The phrase “multi-generational family saga” is my siren call. Middlesex, The Corrections, La casa de los espíritus, and Homegoing have been among some of my favorite reads. There’s something about the structure that greatly appeals to me, as one character’s narrative sets the basis for the characters who follow. Pachinko is written in this tradition, and it does not fail to live up to my affinity for the niche genre. Starting at the turn of the 20th century and chronicling the descendants of a man with a cleft palate and a twisted foot. Born to a poor fisherman and his wife in the village of Yeongdo, Korea, the novel follows four generations of the Hoonie’s lineage as they leave behind their Japanese-occupied birthplace and find themselves adrift in a country that does not want them, with no homeland to return to. “History has failed us, but no matter,” reads the book’s opening line, foreshadowing what’s to befall this humble family. History may have failed them, but it sets the perfect stage for this wonderful exploration of the meaning of family, home, and heritage.

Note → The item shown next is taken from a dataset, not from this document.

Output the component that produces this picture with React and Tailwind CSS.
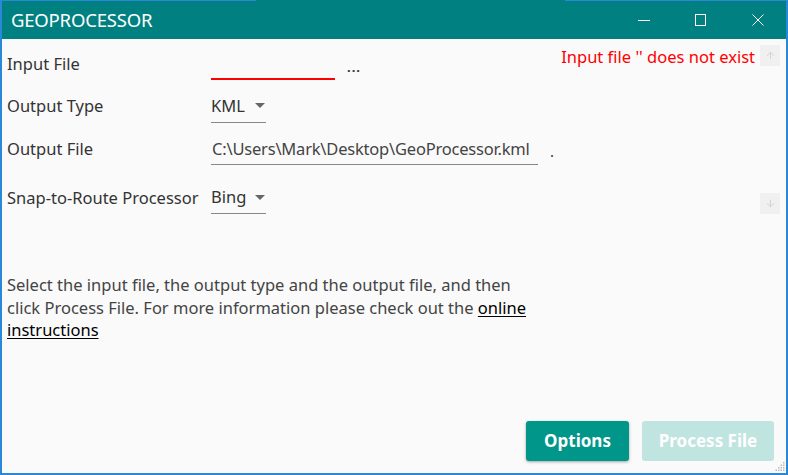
import { ArrowUp, ArrowDown } from 'lucide-react';

const font = { fontFamily: '"Noto Sans", "Open Sans", sans-serif' };

function Caret() {
  return (
    <svg width="10" height="6" viewBox="0 0 10 6" className="ml-auto mr-[1px]">
      <path d="M0 0 L10 0 L5 5 Z" fill="#666" />
    </svg>
  );
}

function Row({ label, children, className }) {
  return (
    <div className={`flex items-center ${className}`}>
      <div className="w-[204px] shrink-0 text-[16.5px] text-[#333] whitespace-nowrap">{label}</div>
      {children}
    </div>
  );
}

export default function App() {
  return (
    <div
      className="relative w-[788px] h-[475px] bg-[#fafafa] border-x-2 border-b-2 border-[#2b88d8] flex flex-col"
      style={font}
    >
      <div className="flex h-[1px] bg-[#008080]">
        <div className="w-[254px] bg-[#2b88d8]" />
        <div className="flex-1" />
        <div className="w-[221px] bg-[#2b88d8]" />
      </div>
      <div className="h-[38px] bg-[#008080] flex items-center text-white">
        <div className="pl-[9px] text-[18.5px] tracking-[-0.2px] flex-1">GEOPROCESSOR</div>
        <div className="flex items-center h-full">
          <div className="w-[57px] flex justify-center">
            <div className="w-[12px] h-[1px] bg-white" />
          </div>
          <div className="w-[57px] flex justify-center">
            <div className="w-[11px] h-[12px] border border-white" />
          </div>
          <div className="w-[57px] flex justify-center">
            <svg width="12" height="12" viewBox="0 0 12 12">
              <path d="M0.5 0.5 L11.5 11.5 M11.5 0.5 L0.5 11.5" stroke="white" strokeWidth="1" />
            </svg>
          </div>
        </div>
      </div>

      <div className="flex h-[176px] pl-[5px] pr-[6px]">
        <div className="flex-1 flex">
          <div className="flex flex-col">
            <Row label="Input File" className="mt-[9px] h-[32px]">
              <div className="w-[124px] h-[32px] border-b-2 border-[#ff0000]" />
              <div className="ml-[12px] text-[13px] text-[#333] font-bold tracking-[1px] leading-none pt-[6px]">...</div>
            </Row>
            <Row label="Output Type" className="mt-[10px] h-[33px]">
              <div className="w-[55px] h-[33px] border-b border-[#888] flex items-center text-[16.5px] text-[#333]">
                KML
                <Caret />
              </div>
            </Row>
            <Row label="Output File" className="mt-[11px] h-[31px]">
              <div className="w-[327px] h-[31px] border-b border-[#888] flex items-center text-[16.5px] text-[#444] whitespace-nowrap overflow-hidden pl-[1px] tracking-[-0.2px]">
                C:\Users\Mark\Desktop\GeoProcessor.kml
              </div>
              <div className="ml-[12px] text-[15px] text-[#333] leading-none pt-[4px]">.</div>
            </Row>
            <Row label="Snap-to-Route Processor" className="mt-[17px] h-[32px]">
              <div className="w-[55px] h-[32px] border-b border-[#888] flex items-center text-[16.5px] text-[#333]">
                Bing
                <Caret />
              </div>
            </Row>
          </div>
          <div className="ml-auto mt-[7px] text-[16.5px] text-[#ff0000] leading-[22px] whitespace-nowrap">
            Input file '' does not exist
          </div>
        </div>
        <div className="w-[20px] ml-[5px] flex flex-col justify-between pt-[6px] pb-[1px]">
          <div className="h-[21px] bg-[#f0f0f0] flex items-center justify-center">
            <ArrowUp size={11} color="#d0d0d0" strokeWidth={2} />
          </div>
          <div className="h-[21px] bg-[#f0f0f0] flex items-center justify-center">
            <ArrowDown size={11} color="#d0d0d0" strokeWidth={2} />
          </div>
        </div>
      </div>

      <p className="pl-[5px] mt-[59px] text-[16.5px] leading-[22.5px] text-[#444] whitespace-nowrap">
        Select the input file, the output type and the output file, and then
        <br />
        click Process File. For more information please check out the{' '}
        <span className="underline text-black underline-offset-2">online</span>
        <br />
        <span className="underline text-black underline-offset-2">instructions</span>
      </p>

      <div className="mt-auto flex justify-end gap-[13px] pr-[12px] pb-[12px]">
        <button className="w-[103px] h-[40px] rounded-[3px] bg-[#00968a] text-white text-[17px] font-bold shadow-[0_1px_3px_rgba(0,0,0,0.35)]">
          Options
        </button>
        <button className="w-[132px] h-[40px] rounded-[3px] bg-[#c0e4df] text-white text-[17px] font-bold">
          Process File
        </button>
      </div>

      <svg className="absolute right-[1px] bottom-[1px]" width="12" height="12" viewBox="0 0 12 12">
        {[
          [10, 2], [10, 4.5], [7.5, 4.5], [10, 7], [7.5, 7], [5, 7], [10, 9.5], [7.5, 9.5], [5, 9.5], [2.5, 9.5],
        ].map(([x, y], i) => (
          <rect key={i} x={x} y={y} width="1.5" height="1.5" fill="#bbb" />
        ))}
      </svg>
    </div>
  );
}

by Sir Arthur Conan Doyle, 1901
Book Riot Read Harder Challenge: Read a mystery where the victim(s) is not a woman.
I chose this novel, perhaps the most famous of the Holmes oeuvre, to satisfy the Read Harder Challenge task of a mystery where a woman is not the victim because the principal casualty is that of Sir Charles Baskerville. However, we’re going to have to talk about what “victim” really means. This story was, quite simply, great. Centering around the peculiar legend of a hound that has murdered all of the Baskerville lineage who have come to live at the family estate, Holmes and Watson are employed in an attempt to save the latest and last heir, Henry Baskerville, who has come from the US to claim the property left to him after the death of his uncle. News of large paw prints around the body of Sir Charles lead many to believe in the legendary hound, but, of course, Holmes is not inclined to accept a supernatural dog as the culprit. In an interesting change of pace, Holmes is drawn back to London to carry on with a case, and he entreats Watson to stay with Henry and send him his observations. As such, Holmes is largely absent from this seminal work, and that, in my opinion, is what sets it apart from the others.